In finance, I can tell you the price of a security that gives off an infinite number of dividends. I'd do it this way . . .

P = Div1/Discount Rate

Where Div1 is the dividend next period (usually a year) divided by a discount rate. The British once issued these securities -- they were called consoles. The price represented the sum of all future dividends, which were usually natural natural numbers, but could be anything that was positive.

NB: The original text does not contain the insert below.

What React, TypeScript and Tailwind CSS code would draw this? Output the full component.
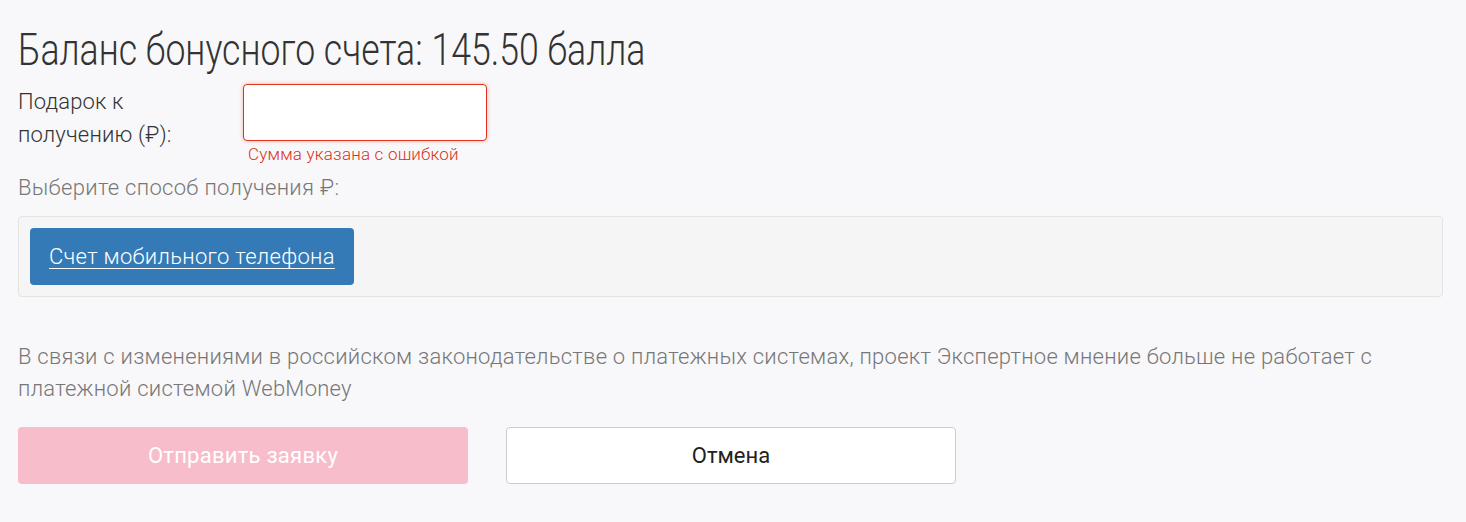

Prices were widely quoted, so if you had a price and Div1, which is/was usually available, you could figure out the discount rate. So, the quoted price represented the sum of all dividends from next period until eternity. If if all dividend are natural numbers you can easily find their sum by applying the discount rate you found to new issues coming to market. So, the short answer is, yes, they are absolutely summable. From the other fascinating answers that are way out of my league, they are likely countable individually too.

Answer 9

The mathematical definition of countable is that there exists a 1 to 1 relationship between all items in the set with the natural number system. Since the example of adding the numbers in the natural number set will yield a natural number, then the summation operation is valid for natural numbers. So since the set of one number (the summation) maps to a number in the natural number set, it is considered "countably infinite." (proofs left as an exercise to the reader)

For those still scratching their heads, an example of a set that is not countably infinite is the real number system that contains an infinite number of fractions between any 2 whole numbers.